• Question: If you got sucked into a back hole and survived, and somehow got out into a parallel universe where humans are much less evolved, what would be the first thing you would teach them?

    Asked by joshmabbs to Chris, Dave, David, Fiona, Jack on 24 Jun 2013.
    • Photo: David Freeborn

      David Freeborn answered on 24 Jun 2013:


      I guess it depends on how evolved the humans are.

      In 2007 we discovered the hyoid bone in Neanderthals, meaning that they were probably biologically capable of speech, and undoubtedly intelligent enough, but scientists think it is unlikely that they had modern speech in the way that humans do.

      Even some monkeys have “words” of a sort: particular sounds with a discrete meaning, for example certain sounds to refer to particular types of predator, and even sometimes “names” for particular known individual predators. But they don’t ever string these sounds together to make more complex sentences, so there’s a limit to how complex the meaning they can construct.

      The beauty of human language is the grammar: it’s what allows us to make ever more complex sentences to convey meaning and ideas!

      So, if the humans hadn’t yet developed complex language, that would be the first thing I teach them. That would be what’s needed to teach them everything else I want to teach!

      (By the way, one animal that might have language as complex as ours is, surprisingly enough, the Prairie Dog. They’re really cool. See here: http://animal.discovery.com/tv-shows/wild-kingdom/videos/prairie-dog-language.htm )

    • Photo: Fiona Coomer

      Fiona Coomer answered on 24 Jun 2013:


      I think I would teach them a form of writing / drawing. This would enable them to communicate ideas with others without having to meet them face to face – either leaving messages for future generations or communicating with people in different locations. This would also mean that anything else that they could be taught, would be spread much further around.

    • Photo: Dave Farmer

      Dave Farmer answered on 24 Jun 2013:


      Who says I’d teach them anything? Maybe I’d try to rule them as a god!

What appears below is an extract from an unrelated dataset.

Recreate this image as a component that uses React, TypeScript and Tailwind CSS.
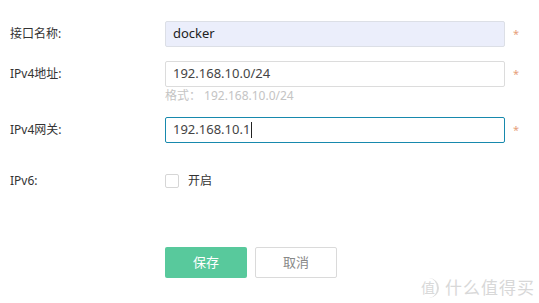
export default function App() {
  const font = { fontFamily: '"Noto Sans", "Noto Sans CJK SC", sans-serif' };
  return (
    <div className="relative h-[303px] w-[539px] overflow-hidden bg-white text-[#333]" style={font}>
      <div className="flex flex-col pt-[21px]">
        <Row label="接口名称:">
          <div className="flex h-[26px] w-[340px] items-center rounded-[2px] border border-[#dcdfe6] bg-[#ebeefb] px-[7px] text-[13px] text-[#222]">
            docker
          </div>
        </Row>
        <div className="mt-[14px]">
          <Row label="IPv4地址:">
            <div className="flex h-[26px] w-[340px] items-center rounded-[2px] border border-[#dcdcdc] bg-white px-[7px] text-[13px] text-[#444]">
              192.168.10.0/24
            </div>
          </Row>
          <div className="flex h-[18px] items-center pl-[165px] text-[12px] text-[#c4c4c4]">
            格式： 192.168.10.0/24
          </div>
        </div>
        <div className="mt-[12px]">
          <Row label="IPv4网关:">
            <div className="flex h-[26px] w-[340px] items-center rounded-[2px] border border-[#1789ad] bg-white px-[7px] text-[13px] text-[#444]">
              192.168.10.1
              <span className="ml-[1px] inline-block h-[16px] w-px bg-[#222]" />
            </div>
          </Row>
        </div>
        <div className="mt-[25px] flex h-[26px] items-center">
          <div className="w-[165px] pl-[10px] text-[12px] text-[#333]">IPv6:</div>
          <div className="flex items-center gap-[9px]">
            <span className="block h-[14px] w-[14px] rounded-[2px] border border-[#d6d6d6] bg-white" />
            <span className="text-[12px] text-[#333]">开启</span>
          </div>
        </div>
        <div className="mt-[53px] flex gap-[8px] pl-[165px]">
          <button className="flex h-[31px] w-[82px] items-center justify-center rounded-[2px] bg-[#58c99c] text-[13px] text-white">
            保存
          </button>
          <button className="flex h-[31px] w-[82px] items-center justify-center rounded-[2px] border border-[#dadada] bg-white text-[13px] text-[#888]">
            取消
          </button>
        </div>
      </div>
      <div className="absolute right-[4px] top-[275px] flex items-center gap-[6px] text-[#d8d8d8]">
        <span className="flex h-[20px] w-[20px] items-center justify-center rounded-full border-r-2 border-[#dcdcdc] text-[14px]">
          值
        </span>
        <span className="text-[17px] tracking-[1px]">什么值得买</span>
      </div>
    </div>
  );
}

function Row({ label, children }: { label: string; children: React.ReactNode }) {
  return (
    <div className="flex h-[26px] items-center">
      <div className="w-[165px] pl-[10px] text-[12px] text-[#333]">{label}</div>
      {children}
      <span className="ml-[8px] text-[11px] text-[#e6a07a]">*</span>
    </div>
  );
}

      David’s answers is a very good one, and not one I’d have thought about. Assuming, however, that they do have complex language, I think I’d try to teach them that everything is made of atoms. Richard Feynman was once asked a similar question, about what one sentence he would pass on to the new world is=f there was a cataclysm of scientific knowledge. He said:

      “All things are made of atoms — little particles that move around in perpetual motion, attracting each other when they are a little distance apart, but repelling upon being squeezed into one another. In that one sentence you will see an enormous amount of information about the world, if just a little imagination and thinking are applied.”

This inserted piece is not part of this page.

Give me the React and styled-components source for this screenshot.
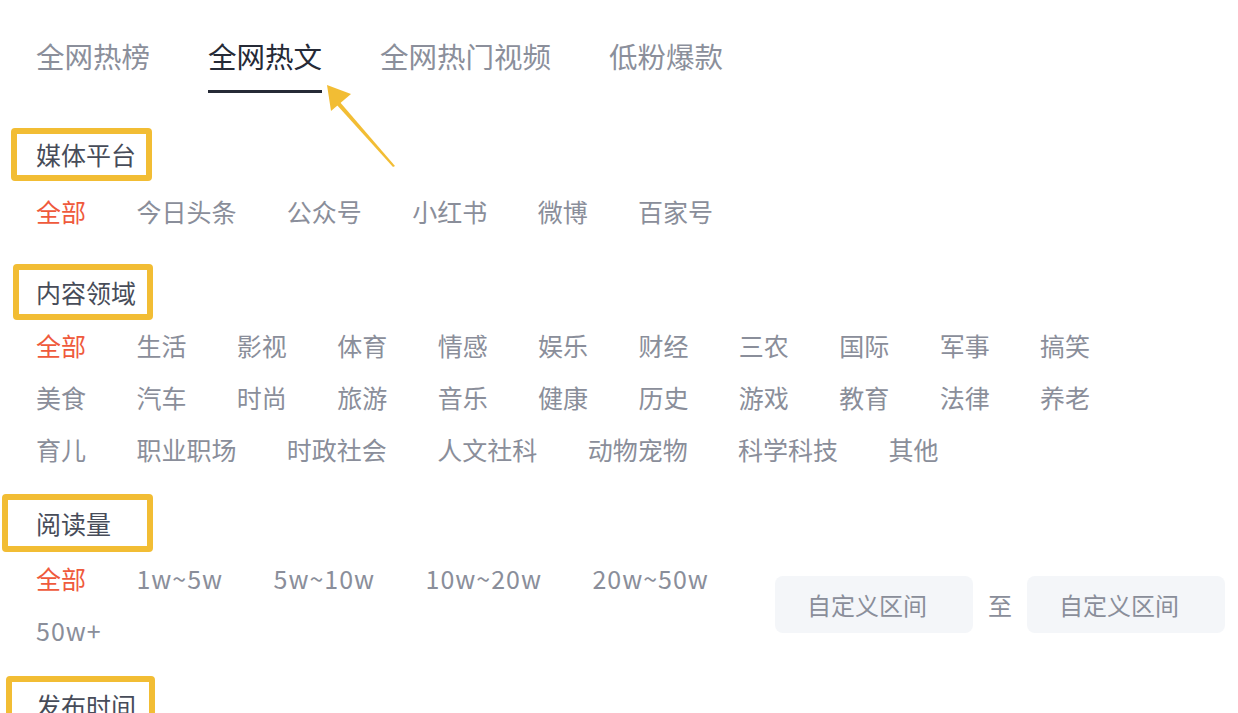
import React, { useState } from "react";
import styled, { createGlobalStyle } from "styled-components";

const Global = createGlobalStyle`
  html, body { margin: 0; padding: 0; background: #ffffff; overflow: hidden; }
  body { font-family: "Noto Sans CJK SC", "Noto Sans", sans-serif; }
  * { box-sizing: border-box; }
`;

const Page = styled.div`
  position: relative;
  width: 1238px;
  height: 713px;
  padding-left: 36px;
  overflow: hidden;
`;

const Tabs = styled.div`
  display: flex;
  gap: 58px;
  padding-top: 36px;
`;

const Tab = styled.div`
  font-size: 28.5px;
  line-height: 40px;
  padding-bottom: 14px;
  border-bottom: 3px solid ${(p) => (p.$active ? "#262a36" : "transparent")};
  color: ${(p) => (p.$active ? "#262a36" : "#8b8f9b")};
  cursor: pointer;
  white-space: nowrap;
`;

const Section = styled.section`
  margin-top: ${(p) => p.$top}px;
`;

const Label = styled.div`
  position: relative;
  display: inline-block;
  font-size: 25px;
  line-height: 34px;
  color: #474c59;
`;

const Highlight = styled.span`
  position: absolute;
  left: ${(p) => p.$left}px;
  top: ${(p) => p.$top}px;
  width: ${(p) => p.$width}px;
  height: ${(p) => p.$height}px;
  border: 6px solid #f2bd34;
  border-radius: 4px;
  pointer-events: none;
`;

const Options = styled.div`
  display: flex;
  flex-wrap: wrap;
  column-gap: 50.4px;
  width: ${(p) => p.$width}px;
  margin-top: ${(p) => p.$gap || 0}px;
`;

const Option = styled.div`
  font-size: 25px;
  line-height: 52px;
  letter-spacing: ${(p) => p.$spacing || 0}px;
  color: ${(p) => (p.$active ? "#ef5a3c" : "#8a8e9a")};
  white-space: nowrap;
  cursor: pointer;
`;

const ReadRow = styled.div`
  display: flex;
  align-items: center;
  margin-top: 12px;
`;

const Range = styled.div`
  display: flex;
  align-items: center;
  gap: 15px;
  margin-left: 19px;
`;

const RangeBox = styled.div`
  width: 198px;
  height: 57px;
  border-radius: 8px;
  background: #f4f6f9;
  color: #8a8e9a;
  font-size: 24px;
  padding-left: 32px;
  display: flex;
  align-items: center;
`;

const To = styled.span`
  font-size: 24px;
  color: #8a8e9a;
`;

const Arrow = styled.svg`
  position: absolute;
  left: 0;
  top: 0;
  pointer-events: none;
`;

const platforms = ["全部", "今日头条", "公众号", "小红书", "微博", "百家号"];
const domains = [
  "全部", "生活", "影视", "体育", "情感", "娱乐", "财经", "三农", "国际", "军事", "搞笑",
  "美食", "汽车", "时尚", "旅游", "音乐", "健康", "历史", "游戏", "教育", "法律", "养老",
  "育儿", "职业职场", "时政社会", "人文社科", "动物宠物", "科学科技", "其他",
];
const reads = ["全部", "1w~5w", "5w~10w", "10w~20w", "20w~50w", "50w+"];

function OptionList({ items, width, gap }) {
  const [sel, setSel] = useState(0);
  return (
    <Options $width={width} $gap={gap}>
      {items.map((t, i) => (
        <Option key={t} $active={i === sel} onClick={() => setSel(i)}>
          {t}
        </Option>
      ))}
    </Options>
  );
}

function SectionLabel({ children, box }) {
  return (
    <Label>
      {children}
      <Highlight $left={box[0]} $top={box[1]} $width={box[2]} $height={box[3]} />
    </Label>
  );
}

export default function App() {
  const [tab, setTab] = useState(1);
  const tabs = ["全网热榜", "全网热文", "全网热门视频", "低粉爆款"];
  const [rs, setRs] = useState(0);
  return (
    <>
      <Global />
      <Page>
        <Tabs>
          {tabs.map((t, i) => (
            <Tab key={t} $active={i === tab} onClick={() => setTab(i)}>
              {t}
            </Tab>
          ))}
        </Tabs>

        <Section $top={44}>
          <SectionLabel box={[-25, -9, 141, 53]}>媒体平台</SectionLabel>
          <OptionList items={platforms} width={1100} gap={14} />
        </Section>

        <Section $top={38}>
          <SectionLabel box={[-23, -11, 140, 56]}>内容领域</SectionLabel>
          <OptionList items={domains} width={1100} gap={10} />
        </Section>

        <Section $top={31}>
          <SectionLabel box={[-34, -12, 151, 58]}>阅读量</SectionLabel>
          <ReadRow>
            <Options $width={720}>
              {reads.map((t, i) => (
                <Option
                  key={t}
                  $active={i === rs}
                  $spacing={i === 0 ? 0 : 1}
                  onClick={() => setRs(i)}
                >
                  {t}
                </Option>
              ))}
            </Options>
            <Range>
              <RangeBox>自定义区间</RangeBox>
              <To>至</To>
              <RangeBox>自定义区间</RangeBox>
            </Range>
          </ReadRow>
        </Section>

        <Section $top={32}>
          <SectionLabel box={[-30, -12, 149, 60]}>发布时间</SectionLabel>
        </Section>

        <Arrow width="1238" height="713" viewBox="0 0 1238 713">
          <polygon points="395,166 393,167 336,104 339,101" fill="#f2bd34" />
          <polygon points="327,85 351,94 331,111" fill="#f2bd34" />
        </Arrow>
      </Page>
    </>
  );
}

      If you want to rebuild scientific knowledge, it makes sense to me to do it from the bottom up.

      Dave

    • Photo: Jack Miller

      Jack Miller answered on 24 Jun 2013:


      For me, I’d definitely try to teach them some form of communication, and also to be nice to each other! It sounds stupid, but without forming social colonies where everyone (mostly) plays nicely with everyone else, we wouldn’t have really done anything…

    • Photo: Chris Mansell

      Chris Mansell answered on 24 Jun 2013:


      I think that with teaching, the most important thing to do is find out what they already know and then build on that. If they knew addition, I might teach them subtraction. If they knew addition and subtraction, I might teach them mulitpication and division. Trying to teach someone who can’t count up to 100 (e.g. a very young child) how to do calculus would be silly.

      My answer might sound strange but I mention it because it is one of the things I like most about teaching: it’s interactive. You see what the person knows. Often you can do this just looking at what they are asking or, more subtley, the way they are asking it and you go from there. You may not be successful straight away but after more rounds of interaction, you can get pretty far (which I find quite cool).

      Jack’s answer of teaching them to be nice to each other is a very good one. I’d definitely try to teach them that if they weren’t already being nice to each other.